REQUIREMENTS
Extract, in full, the lines below, beginning at the first and ending with the line that contains "const activeTab = 'mine'". Pictures do not belong in the copy.
━━ PROVIDED DATA
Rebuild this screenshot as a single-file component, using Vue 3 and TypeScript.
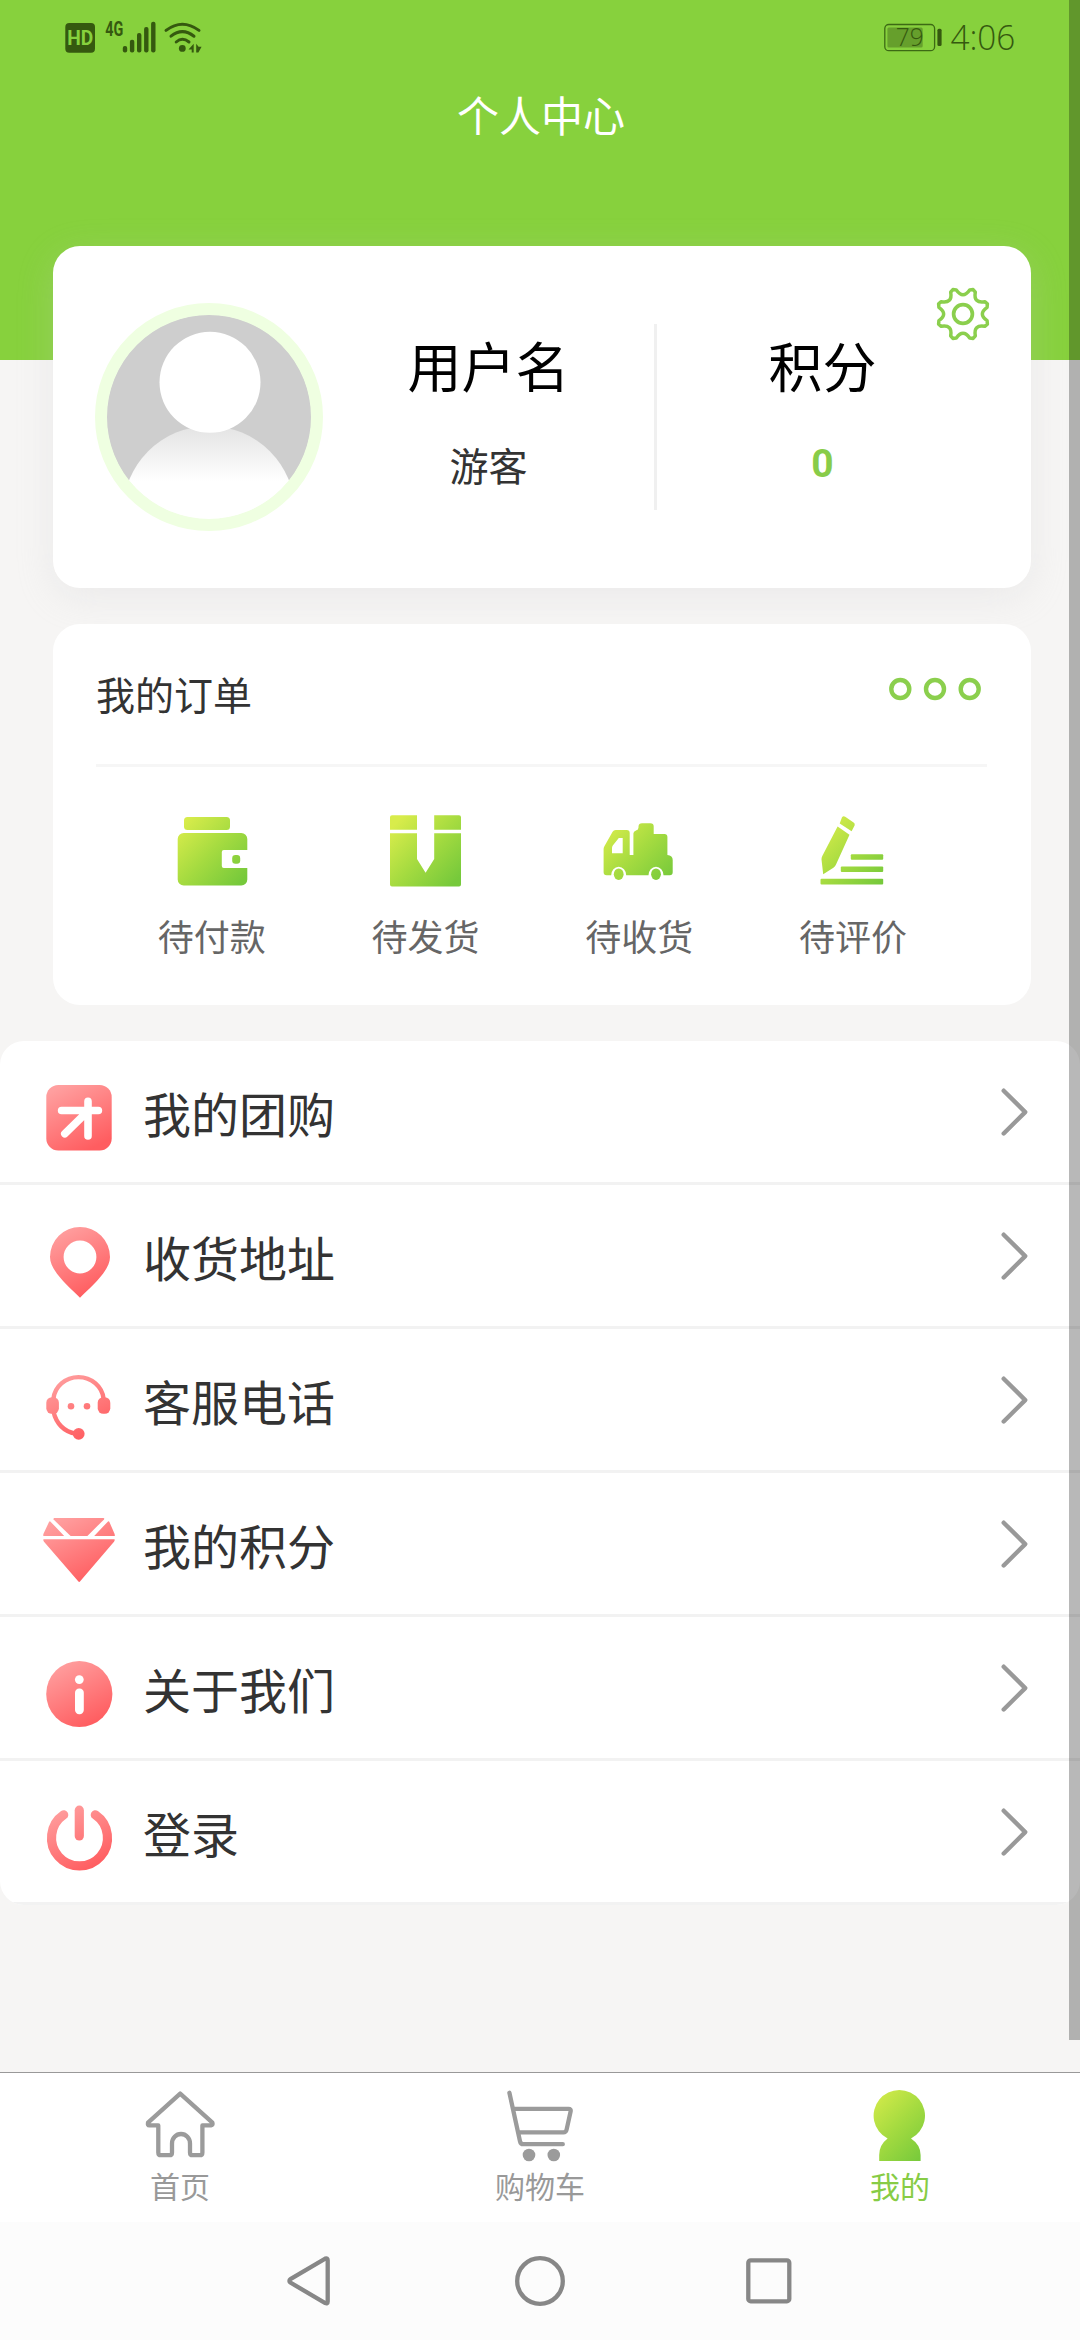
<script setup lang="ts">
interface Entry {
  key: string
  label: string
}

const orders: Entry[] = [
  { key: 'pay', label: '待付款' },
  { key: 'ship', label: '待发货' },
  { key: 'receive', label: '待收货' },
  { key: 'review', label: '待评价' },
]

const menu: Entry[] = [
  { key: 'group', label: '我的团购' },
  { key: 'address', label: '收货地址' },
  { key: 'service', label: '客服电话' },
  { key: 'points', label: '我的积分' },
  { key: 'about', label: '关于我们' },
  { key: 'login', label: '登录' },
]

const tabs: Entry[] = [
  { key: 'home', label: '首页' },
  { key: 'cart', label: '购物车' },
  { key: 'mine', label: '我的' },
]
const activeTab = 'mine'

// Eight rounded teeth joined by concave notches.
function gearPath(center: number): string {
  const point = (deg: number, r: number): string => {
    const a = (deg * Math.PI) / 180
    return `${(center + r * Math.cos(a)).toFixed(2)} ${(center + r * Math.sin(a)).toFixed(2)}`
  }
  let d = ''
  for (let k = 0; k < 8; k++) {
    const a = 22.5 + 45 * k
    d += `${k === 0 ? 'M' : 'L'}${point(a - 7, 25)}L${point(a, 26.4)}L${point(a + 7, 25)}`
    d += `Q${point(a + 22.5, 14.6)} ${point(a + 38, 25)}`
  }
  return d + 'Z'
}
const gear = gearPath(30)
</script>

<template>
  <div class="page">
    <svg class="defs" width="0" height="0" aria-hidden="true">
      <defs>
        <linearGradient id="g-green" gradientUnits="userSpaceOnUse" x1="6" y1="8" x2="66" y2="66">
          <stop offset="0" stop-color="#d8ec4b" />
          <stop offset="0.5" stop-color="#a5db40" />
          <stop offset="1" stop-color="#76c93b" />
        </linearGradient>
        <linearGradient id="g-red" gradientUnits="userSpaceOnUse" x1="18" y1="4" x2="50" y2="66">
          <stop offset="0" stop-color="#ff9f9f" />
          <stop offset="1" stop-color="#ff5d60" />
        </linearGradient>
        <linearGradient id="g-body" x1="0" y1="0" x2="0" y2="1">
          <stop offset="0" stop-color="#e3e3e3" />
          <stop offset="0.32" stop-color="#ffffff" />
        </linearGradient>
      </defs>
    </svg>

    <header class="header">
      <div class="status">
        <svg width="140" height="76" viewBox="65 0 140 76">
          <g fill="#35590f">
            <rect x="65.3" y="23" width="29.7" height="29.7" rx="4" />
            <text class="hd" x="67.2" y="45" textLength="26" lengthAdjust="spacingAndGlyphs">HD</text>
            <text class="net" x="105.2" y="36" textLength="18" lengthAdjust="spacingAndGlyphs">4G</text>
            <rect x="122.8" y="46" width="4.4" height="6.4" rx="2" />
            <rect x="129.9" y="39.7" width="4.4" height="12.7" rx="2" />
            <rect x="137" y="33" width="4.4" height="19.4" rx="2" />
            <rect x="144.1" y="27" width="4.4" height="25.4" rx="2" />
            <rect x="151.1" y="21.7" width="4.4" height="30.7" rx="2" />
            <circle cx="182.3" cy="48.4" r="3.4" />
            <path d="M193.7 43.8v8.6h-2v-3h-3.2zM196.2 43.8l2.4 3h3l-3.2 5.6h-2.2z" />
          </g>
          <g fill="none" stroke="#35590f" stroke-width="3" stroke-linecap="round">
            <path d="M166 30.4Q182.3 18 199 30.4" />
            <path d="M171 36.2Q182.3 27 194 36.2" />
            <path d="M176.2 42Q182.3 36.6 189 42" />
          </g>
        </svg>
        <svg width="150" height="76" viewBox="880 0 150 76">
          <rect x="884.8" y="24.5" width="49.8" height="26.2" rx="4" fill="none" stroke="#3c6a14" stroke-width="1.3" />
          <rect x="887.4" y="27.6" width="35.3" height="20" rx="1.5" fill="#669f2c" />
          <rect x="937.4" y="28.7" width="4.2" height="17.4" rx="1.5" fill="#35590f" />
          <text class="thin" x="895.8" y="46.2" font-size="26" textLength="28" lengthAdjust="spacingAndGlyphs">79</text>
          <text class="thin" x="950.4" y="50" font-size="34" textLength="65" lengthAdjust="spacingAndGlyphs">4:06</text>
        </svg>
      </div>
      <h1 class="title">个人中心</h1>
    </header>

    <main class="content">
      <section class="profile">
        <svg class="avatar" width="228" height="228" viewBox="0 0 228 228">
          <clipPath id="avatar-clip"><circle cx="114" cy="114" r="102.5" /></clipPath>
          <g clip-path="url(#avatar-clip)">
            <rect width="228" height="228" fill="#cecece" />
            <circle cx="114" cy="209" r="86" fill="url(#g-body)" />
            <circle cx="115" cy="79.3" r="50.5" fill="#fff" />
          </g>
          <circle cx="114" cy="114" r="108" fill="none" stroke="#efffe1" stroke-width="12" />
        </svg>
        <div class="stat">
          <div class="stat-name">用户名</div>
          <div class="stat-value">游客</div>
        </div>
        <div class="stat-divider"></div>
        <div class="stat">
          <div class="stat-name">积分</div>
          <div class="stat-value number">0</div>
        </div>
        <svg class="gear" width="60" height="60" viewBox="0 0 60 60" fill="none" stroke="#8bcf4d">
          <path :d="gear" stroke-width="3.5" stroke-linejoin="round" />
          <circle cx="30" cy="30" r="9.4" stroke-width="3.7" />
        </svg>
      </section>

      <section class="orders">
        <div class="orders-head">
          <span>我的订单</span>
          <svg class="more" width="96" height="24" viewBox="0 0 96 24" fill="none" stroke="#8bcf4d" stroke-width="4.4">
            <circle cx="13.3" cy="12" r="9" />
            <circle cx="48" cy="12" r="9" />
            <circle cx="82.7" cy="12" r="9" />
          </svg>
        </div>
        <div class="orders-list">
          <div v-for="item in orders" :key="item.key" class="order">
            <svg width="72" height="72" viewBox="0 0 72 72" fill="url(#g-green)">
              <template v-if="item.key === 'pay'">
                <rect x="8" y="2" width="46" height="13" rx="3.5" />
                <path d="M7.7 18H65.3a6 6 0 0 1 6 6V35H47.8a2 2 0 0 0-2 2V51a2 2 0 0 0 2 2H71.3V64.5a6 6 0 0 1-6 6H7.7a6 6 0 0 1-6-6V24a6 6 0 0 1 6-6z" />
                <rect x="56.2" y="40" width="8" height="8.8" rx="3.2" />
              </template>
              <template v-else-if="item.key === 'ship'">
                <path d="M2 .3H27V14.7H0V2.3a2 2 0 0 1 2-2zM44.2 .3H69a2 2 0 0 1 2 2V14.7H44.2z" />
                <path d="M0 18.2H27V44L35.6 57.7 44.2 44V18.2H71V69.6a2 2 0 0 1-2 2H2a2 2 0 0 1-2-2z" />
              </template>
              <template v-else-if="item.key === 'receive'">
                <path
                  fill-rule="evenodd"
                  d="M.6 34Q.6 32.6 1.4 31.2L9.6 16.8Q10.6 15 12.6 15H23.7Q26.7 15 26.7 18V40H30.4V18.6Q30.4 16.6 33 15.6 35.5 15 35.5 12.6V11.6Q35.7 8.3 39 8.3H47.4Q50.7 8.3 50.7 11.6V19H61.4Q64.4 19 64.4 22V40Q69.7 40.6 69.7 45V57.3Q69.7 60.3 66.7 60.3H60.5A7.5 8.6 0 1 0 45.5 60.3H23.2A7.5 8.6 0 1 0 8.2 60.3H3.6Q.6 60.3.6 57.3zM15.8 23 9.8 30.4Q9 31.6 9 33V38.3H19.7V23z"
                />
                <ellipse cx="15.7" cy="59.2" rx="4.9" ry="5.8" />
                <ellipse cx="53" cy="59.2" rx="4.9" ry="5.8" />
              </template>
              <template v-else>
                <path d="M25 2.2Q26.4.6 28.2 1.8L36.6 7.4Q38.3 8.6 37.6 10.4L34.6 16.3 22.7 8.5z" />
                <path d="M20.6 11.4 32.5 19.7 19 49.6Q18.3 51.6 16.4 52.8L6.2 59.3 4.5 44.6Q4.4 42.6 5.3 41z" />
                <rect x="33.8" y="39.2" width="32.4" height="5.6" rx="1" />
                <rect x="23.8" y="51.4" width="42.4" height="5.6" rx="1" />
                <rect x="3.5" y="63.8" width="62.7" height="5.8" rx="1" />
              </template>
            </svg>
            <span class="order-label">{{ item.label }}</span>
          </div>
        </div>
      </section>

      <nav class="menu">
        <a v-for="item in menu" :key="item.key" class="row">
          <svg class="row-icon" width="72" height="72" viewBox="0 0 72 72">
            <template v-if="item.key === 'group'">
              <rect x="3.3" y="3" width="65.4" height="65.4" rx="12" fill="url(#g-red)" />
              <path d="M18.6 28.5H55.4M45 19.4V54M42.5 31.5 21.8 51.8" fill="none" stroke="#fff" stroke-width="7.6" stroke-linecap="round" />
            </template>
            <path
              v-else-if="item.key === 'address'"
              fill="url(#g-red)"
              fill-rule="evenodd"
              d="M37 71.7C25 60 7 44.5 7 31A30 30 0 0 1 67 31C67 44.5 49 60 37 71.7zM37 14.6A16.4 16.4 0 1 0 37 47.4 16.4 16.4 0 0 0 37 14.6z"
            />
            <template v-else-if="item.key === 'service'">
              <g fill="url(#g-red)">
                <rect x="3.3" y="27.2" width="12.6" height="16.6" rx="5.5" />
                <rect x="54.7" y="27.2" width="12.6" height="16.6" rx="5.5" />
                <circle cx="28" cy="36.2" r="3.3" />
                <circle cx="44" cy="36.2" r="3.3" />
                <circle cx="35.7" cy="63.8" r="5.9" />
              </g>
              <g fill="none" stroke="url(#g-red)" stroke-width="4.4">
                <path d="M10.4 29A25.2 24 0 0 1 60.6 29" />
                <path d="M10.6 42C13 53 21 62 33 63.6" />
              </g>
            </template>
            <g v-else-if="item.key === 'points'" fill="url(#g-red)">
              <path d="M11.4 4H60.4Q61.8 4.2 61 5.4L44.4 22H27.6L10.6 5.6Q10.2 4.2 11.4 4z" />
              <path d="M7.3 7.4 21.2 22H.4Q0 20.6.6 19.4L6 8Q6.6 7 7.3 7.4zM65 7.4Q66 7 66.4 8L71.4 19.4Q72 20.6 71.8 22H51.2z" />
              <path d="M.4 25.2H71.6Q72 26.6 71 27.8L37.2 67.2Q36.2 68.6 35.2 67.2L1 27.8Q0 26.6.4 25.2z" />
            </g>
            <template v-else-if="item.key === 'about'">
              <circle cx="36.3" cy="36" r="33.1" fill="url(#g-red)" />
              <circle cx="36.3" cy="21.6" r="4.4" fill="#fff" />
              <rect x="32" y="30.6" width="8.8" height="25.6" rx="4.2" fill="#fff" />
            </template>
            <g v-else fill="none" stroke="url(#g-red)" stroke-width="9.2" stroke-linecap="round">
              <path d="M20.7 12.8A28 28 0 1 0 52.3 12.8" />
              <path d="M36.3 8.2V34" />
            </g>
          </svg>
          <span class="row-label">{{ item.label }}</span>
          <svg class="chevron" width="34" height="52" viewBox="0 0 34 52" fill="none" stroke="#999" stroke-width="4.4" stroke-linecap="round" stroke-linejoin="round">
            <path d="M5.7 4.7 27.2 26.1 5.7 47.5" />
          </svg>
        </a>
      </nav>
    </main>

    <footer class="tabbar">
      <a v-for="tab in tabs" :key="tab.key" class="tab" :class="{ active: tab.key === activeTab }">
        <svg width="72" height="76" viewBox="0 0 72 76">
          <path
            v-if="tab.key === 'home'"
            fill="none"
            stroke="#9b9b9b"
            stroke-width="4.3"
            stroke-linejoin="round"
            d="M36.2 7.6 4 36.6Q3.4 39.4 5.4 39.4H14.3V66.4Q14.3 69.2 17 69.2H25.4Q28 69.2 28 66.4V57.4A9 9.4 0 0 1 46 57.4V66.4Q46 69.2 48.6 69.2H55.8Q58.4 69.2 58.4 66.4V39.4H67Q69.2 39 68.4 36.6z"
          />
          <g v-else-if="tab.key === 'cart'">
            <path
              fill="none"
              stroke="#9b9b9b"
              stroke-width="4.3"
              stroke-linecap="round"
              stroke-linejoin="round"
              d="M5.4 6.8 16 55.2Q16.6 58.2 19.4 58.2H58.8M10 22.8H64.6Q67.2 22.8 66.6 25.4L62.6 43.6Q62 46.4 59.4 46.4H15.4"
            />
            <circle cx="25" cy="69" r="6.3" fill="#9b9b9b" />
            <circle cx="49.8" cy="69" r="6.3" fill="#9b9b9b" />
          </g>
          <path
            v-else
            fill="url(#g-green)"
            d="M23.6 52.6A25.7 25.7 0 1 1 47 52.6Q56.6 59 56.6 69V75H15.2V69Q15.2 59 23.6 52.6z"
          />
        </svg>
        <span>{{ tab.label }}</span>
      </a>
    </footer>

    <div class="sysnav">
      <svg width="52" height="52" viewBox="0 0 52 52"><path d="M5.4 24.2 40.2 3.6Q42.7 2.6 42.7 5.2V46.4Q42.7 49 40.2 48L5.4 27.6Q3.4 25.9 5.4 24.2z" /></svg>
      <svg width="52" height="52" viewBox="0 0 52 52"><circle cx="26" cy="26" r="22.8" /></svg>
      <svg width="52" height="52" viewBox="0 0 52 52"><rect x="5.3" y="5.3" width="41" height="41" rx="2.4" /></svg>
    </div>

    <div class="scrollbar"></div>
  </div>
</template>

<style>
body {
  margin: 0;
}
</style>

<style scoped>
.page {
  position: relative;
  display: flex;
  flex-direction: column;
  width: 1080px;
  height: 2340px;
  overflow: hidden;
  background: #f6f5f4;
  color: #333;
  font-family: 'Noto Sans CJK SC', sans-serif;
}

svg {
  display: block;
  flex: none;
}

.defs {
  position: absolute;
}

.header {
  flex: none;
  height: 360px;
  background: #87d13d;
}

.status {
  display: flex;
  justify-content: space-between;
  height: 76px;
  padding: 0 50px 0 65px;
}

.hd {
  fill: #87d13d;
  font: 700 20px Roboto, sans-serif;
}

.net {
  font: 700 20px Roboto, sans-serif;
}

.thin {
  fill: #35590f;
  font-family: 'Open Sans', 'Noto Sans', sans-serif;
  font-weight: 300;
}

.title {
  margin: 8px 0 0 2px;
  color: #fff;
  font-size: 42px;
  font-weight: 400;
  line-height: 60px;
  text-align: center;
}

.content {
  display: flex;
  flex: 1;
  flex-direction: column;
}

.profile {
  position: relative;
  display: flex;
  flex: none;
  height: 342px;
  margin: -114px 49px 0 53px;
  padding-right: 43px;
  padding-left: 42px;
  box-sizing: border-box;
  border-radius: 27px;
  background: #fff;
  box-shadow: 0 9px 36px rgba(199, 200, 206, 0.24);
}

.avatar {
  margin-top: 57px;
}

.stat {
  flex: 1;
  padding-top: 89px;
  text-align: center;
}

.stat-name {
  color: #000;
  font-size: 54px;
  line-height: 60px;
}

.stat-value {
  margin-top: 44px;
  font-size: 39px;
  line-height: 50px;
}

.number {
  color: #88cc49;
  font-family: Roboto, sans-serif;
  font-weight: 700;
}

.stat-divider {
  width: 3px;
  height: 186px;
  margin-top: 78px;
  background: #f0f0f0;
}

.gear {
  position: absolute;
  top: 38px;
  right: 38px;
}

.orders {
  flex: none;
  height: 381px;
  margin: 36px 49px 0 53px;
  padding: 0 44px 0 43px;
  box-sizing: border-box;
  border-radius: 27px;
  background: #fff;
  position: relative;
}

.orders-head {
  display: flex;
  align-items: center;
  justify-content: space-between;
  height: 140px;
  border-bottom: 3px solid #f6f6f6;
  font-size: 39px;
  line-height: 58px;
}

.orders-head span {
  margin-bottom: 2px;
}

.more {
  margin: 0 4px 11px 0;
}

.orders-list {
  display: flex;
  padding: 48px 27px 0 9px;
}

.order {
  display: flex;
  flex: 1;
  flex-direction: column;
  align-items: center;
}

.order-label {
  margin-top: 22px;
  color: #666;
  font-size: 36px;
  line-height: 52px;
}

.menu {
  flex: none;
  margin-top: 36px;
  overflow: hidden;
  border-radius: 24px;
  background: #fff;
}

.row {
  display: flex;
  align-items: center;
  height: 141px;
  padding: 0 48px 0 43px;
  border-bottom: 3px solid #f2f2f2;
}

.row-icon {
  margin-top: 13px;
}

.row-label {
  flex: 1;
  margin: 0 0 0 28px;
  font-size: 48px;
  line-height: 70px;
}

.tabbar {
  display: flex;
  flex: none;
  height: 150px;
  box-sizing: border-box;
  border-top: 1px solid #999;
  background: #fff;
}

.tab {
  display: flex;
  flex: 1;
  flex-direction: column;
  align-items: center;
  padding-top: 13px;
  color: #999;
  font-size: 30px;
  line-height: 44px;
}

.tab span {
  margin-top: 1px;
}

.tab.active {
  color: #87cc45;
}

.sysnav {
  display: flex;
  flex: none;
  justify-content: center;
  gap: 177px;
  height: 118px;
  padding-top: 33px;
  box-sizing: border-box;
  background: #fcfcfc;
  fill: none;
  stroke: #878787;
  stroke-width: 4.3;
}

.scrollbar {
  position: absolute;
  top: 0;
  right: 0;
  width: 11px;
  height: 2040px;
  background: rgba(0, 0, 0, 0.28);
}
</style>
━━━━
EXPECTED ANSWER
Rebuild this screenshot as a single-file component, using Vue 3 and TypeScript.
<script setup lang="ts">
interface Entry {
  key: string
  label: string
}

const orders: Entry[] = [
  { key: 'pay', label: '待付款' },
  { key: 'ship', label: '待发货' },
  { key: 'receive', label: '待收货' },
  { key: 'review', label: '待评价' },
]

const menu: Entry[] = [
  { key: 'group', label: '我的团购' },
  { key: 'address', label: '收货地址' },
  { key: 'service', label: '客服电话' },
  { key: 'points', label: '我的积分' },
  { key: 'about', label: '关于我们' },
  { key: 'login', label: '登录' },
]

const tabs: Entry[] = [
  { key: 'home', label: '首页' },
  { key: 'cart', label: '购物车' },
  { key: 'mine', label: '我的' },
]
const activeTab = 'mine'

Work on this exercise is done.